Em menos de um ano, Nicolas estava falando novamente. Acho que, por algum bloqueio, não consigo lembrar o dia exato em que ele disse sua primeira palavra. Às vezes recebíamos apenas um ‘sim’ ou ‘não’ com a cabeça, mas era um começo. Com o tempo, ele voltou a repetir frases de filmes e se comunicava por meio delas. Também usava algumas expressões que só nós entendíamos, então fazíamos a ponte entre ele e o resto da família e os amigos. Com algumas adaptações, o convívio foi se tornando possível de novo. Quando ele tinha quase 6 anos, conseguimos uma bolsa para uma escola especializada em autismo em São Paulo, e os avanços foram incríveis. Já no primeiro dia de escola, Nicolas aprendeu a se vestir sozinho. Durante seis meses, frequentou duas escolas: a especial e uma regular, onde fez adaptação para uma sala do 1o ano. Meu marido dirigia com ele até a capital de manhã, às vezes enfrentando duas horas de trânsito, aguardava a aula terminar e voltava com ele para Jandira, onde ele estudava à tarde.
NICOLAS ADORA VIDEOGAME E SABE DE COR O ANO DE TODOS OS LANÇAMENTOS DE MARIO BROS. E SONIC
Por ter o raciocínio linear e muitas vezes ser inflexível, Nicolas se recusa a fazer dever de casa, por exemplo. Ele diz que ‘a escola é para estudar, e a casa para descansar’. Então, as professoras passam os deveres na escola mesmo, e ele os faz antes de voltar para casa. Essa maneira de pensar já rendeu situações engraçadas, como a vez em que ele deixou vários exercícios de matemática em branco porque o livro trazia a pergunta ‘Você aceita um desafio?’. Ele respondeu ‘Não’ e deu a tarefa por acabada.
Com 8 anos de idade, as frases repetidas de filmes deram lugar aos nossos primeiros diálogos, com perguntas, respostas e réplicas. Aos 10 anos, teve a sua fase dos porquês. E hoje, aos 13 e no 8o ano, estamos treinando em casa como expressar emoções e ser simpático com os outros, para evitar os ‘sincericídios’ naturais dele, como dizer que odiou a comida. Quem conversa com ele percebe a diferença em relação às outras crianças. Ele fala pausado, raramente começa uma conversa por conta própria e tem um sentido muito rígido do que é certo e errado. Se alguém fala palavrão e ele quer comentar o caso, repete a história, mas diz ‘palavrão’ no lugar de cada expressão grosseira. Ele balança as mãos, anda pela casa sem direção e exige que as pessoas cumpram todas as suas promessas, mesmo as mais banais. Mas conseguimos muitos progressos. Tanto que hoje ele dá palestras em escolas e em grupos de estudos explicando como vê o mundo.

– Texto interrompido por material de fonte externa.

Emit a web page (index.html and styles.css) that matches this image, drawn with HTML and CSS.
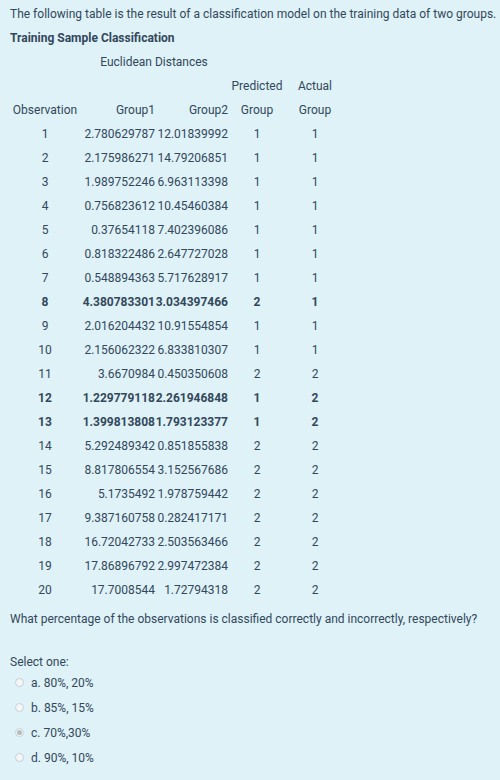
FILE: index.html
```html
<!DOCTYPE html>
<html>
<head>
<meta charset="utf-8">
<link rel="stylesheet" href="styles.css">
</head>
<body>
<div class="formulation">
  <p class="line">The following table is the result of a classification model on the training data of two groups.</p>
  <p class="line strong">Training Sample Classification</p>
  <table class="data">
    <colgroup>
      <col class="w-obs"><col class="w-g1"><col class="w-g2"><col class="w-pred"><col class="w-act">
    </colgroup>
    <tr><td></td><td colspan="2" class="c">Euclidean Distances</td><td></td><td></td></tr>
    <tr><td></td><td></td><td></td><td class="c">Predicted</td><td class="c">Actual</td></tr>
    <tr><td class="c">Observation</td><td class="r">Group1</td><td class="r">Group2</td><td class="c">Group</td><td class="c">Group</td></tr>
    <tr><td class="c">1</td><td class="r">2.780629787</td><td class="r">12.01839992</td><td class="c">1</td><td class="c">1</td></tr>
    <tr><td class="c">2</td><td class="r">2.175986271</td><td class="r">14.79206851</td><td class="c">1</td><td class="c">1</td></tr>
    <tr><td class="c">3</td><td class="r">1.989752246</td><td class="r">6.963113398</td><td class="c">1</td><td class="c">1</td></tr>
    <tr><td class="c">4</td><td class="r">0.756823612</td><td class="r">10.45460384</td><td class="c">1</td><td class="c">1</td></tr>
    <tr><td class="c">5</td><td class="r">0.37654118</td><td class="r">7.402396086</td><td class="c">1</td><td class="c">1</td></tr>
    <tr><td class="c">6</td><td class="r">0.818322486</td><td class="r">2.647727028</td><td class="c">1</td><td class="c">1</td></tr>
    <tr><td class="c">7</td><td class="r">0.548894363</td><td class="r">5.717628917</td><td class="c">1</td><td class="c">1</td></tr>
    <tr class="b"><td class="c">8</td><td class="r">4.380783301</td><td class="r">3.034397466</td><td class="c">2</td><td class="c">1</td></tr>
    <tr><td class="c">9</td><td class="r">2.016204432</td><td class="r">10.91554854</td><td class="c">1</td><td class="c">1</td></tr>
    <tr><td class="c">10</td><td class="r">2.156062322</td><td class="r">6.833810307</td><td class="c">1</td><td class="c">1</td></tr>
    <tr><td class="c">11</td><td class="r">3.6670984</td><td class="r">0.450350608</td><td class="c">2</td><td class="c">2</td></tr>
    <tr class="b"><td class="c">12</td><td class="r">1.229779118</td><td class="r">2.261946848</td><td class="c">1</td><td class="c">2</td></tr>
    <tr class="b"><td class="c">13</td><td class="r">1.399813808</td><td class="r">1.793123377</td><td class="c">1</td><td class="c">2</td></tr>
    <tr><td class="c">14</td><td class="r">5.292489342</td><td class="r">0.851855838</td><td class="c">2</td><td class="c">2</td></tr>
    <tr><td class="c">15</td><td class="r">8.817806554</td><td class="r">3.152567686</td><td class="c">2</td><td class="c">2</td></tr>
    <tr><td class="c">16</td><td class="r">5.1735492</td><td class="r">1.978759442</td><td class="c">2</td><td class="c">2</td></tr>
    <tr><td class="c">17</td><td class="r">9.387160758</td><td class="r">0.282417171</td><td class="c">2</td><td class="c">2</td></tr>
    <tr><td class="c">18</td><td class="r">16.72042733</td><td class="r">2.503563466</td><td class="c">2</td><td class="c">2</td></tr>
    <tr><td class="c">19</td><td class="r">17.86896792</td><td class="r">2.997472384</td><td class="c">2</td><td class="c">2</td></tr>
    <tr><td class="c">20</td><td class="r">17.7008544</td><td class="r">1.72794318</td><td class="c">2</td><td class="c">2</td></tr>
  </table>
  <p class="line question">What percentage of the observations is classified correctly and incorrectly, respectively?</p>
  <div class="ablock">
    <div class="prompt">Select one:</div>
    <div class="answer">
      <div class="opt"><span class="radio"></span><span>a. 80%, 20%</span></div>
      <div class="opt"><span class="radio"></span><span>b. 85%, 15%</span></div>
      <div class="opt"><span class="radio checked"></span><span>c. 70%,30%</span></div>
      <div class="opt"><span class="radio"></span><span>d. 90%, 10%</span></div>
    </div>
  </div>
</div>
</body>
</html>
```
FILE: styles.css
```css
html, body {
  margin: 0;
  padding: 0;
  background: #def2f8;
}
body {
  font-family: Roboto, "Noto Sans", sans-serif;
  font-size: 12px;
  color: #33475b;
}
.formulation {
  padding: 2px 0 0 10px;
}
.line {
  margin: 0;
  line-height: 24px;
  white-space: nowrap;
}
.strong {
  font-weight: bold;
}
.data {
  border-collapse: collapse;
  table-layout: fixed;
  width: 334px;
  margin: 0;
}
.w-obs { width: 70px; }
.w-g1 { width: 75px; }
.w-g2 { width: 73px; }
.w-pred { width: 58px; }
.w-act { width: 58px; }
.data td {
  padding: 0;
  height: 24px;
  line-height: 24px;
  white-space: nowrap;
}
.data td.c { text-align: center; }
.data td.r { text-align: right; }
.data tr.b td { font-weight: bold; }
.question {
  margin-top: 5px;
}
.ablock {
  margin-top: 23px;
}
.prompt {
  line-height: 16px;
}
.opt {
  display: flex;
  align-items: center;
  height: 25px;
  gap: 7px;
  padding-left: 5px;
}
.radio {
  width: 9px;
  height: 9px;
  border: 1px solid #c8cfd3;
  border-radius: 50%;
  background: #f4f7f8;
  box-sizing: border-box;
  display: inline-flex;
  align-items: center;
  justify-content: center;
}
.radio.checked::after {
  content: "";
  width: 5px;
  height: 5px;
  border-radius: 50%;
  background: #b5bcc0;
}
```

No ano que vem, Nicolas quer paquerar. Depois, quem sabe, arranjar uma namorada. Há dois anos, ele aprendeu a dividir suas coisas com o novo irmão, Guilherme, um sobrinho de 15 anos, que adotamos depois que minha irmã morreu. Ainda é cedo para dizer se ele vai conseguir terminar o ensino médio e fazer vestibular, mas Nicolas adora videogame — especialmente os jogos do Mario Bros. Ele até cita as datas de lançamento com precisão enciclopédica — e diz que gostaria de seguir uma carreira na área de games. Nesses mais de dez anos de luta, percebi que o Brasil avançou no diagnóstico e no tratamento do autismo. No campo pessoal, vi meu esforço recompensado. A história dele me inspira tanto que decidi escrever um livro, Meu filho ERA autista, publicado de forma independente no início deste ano.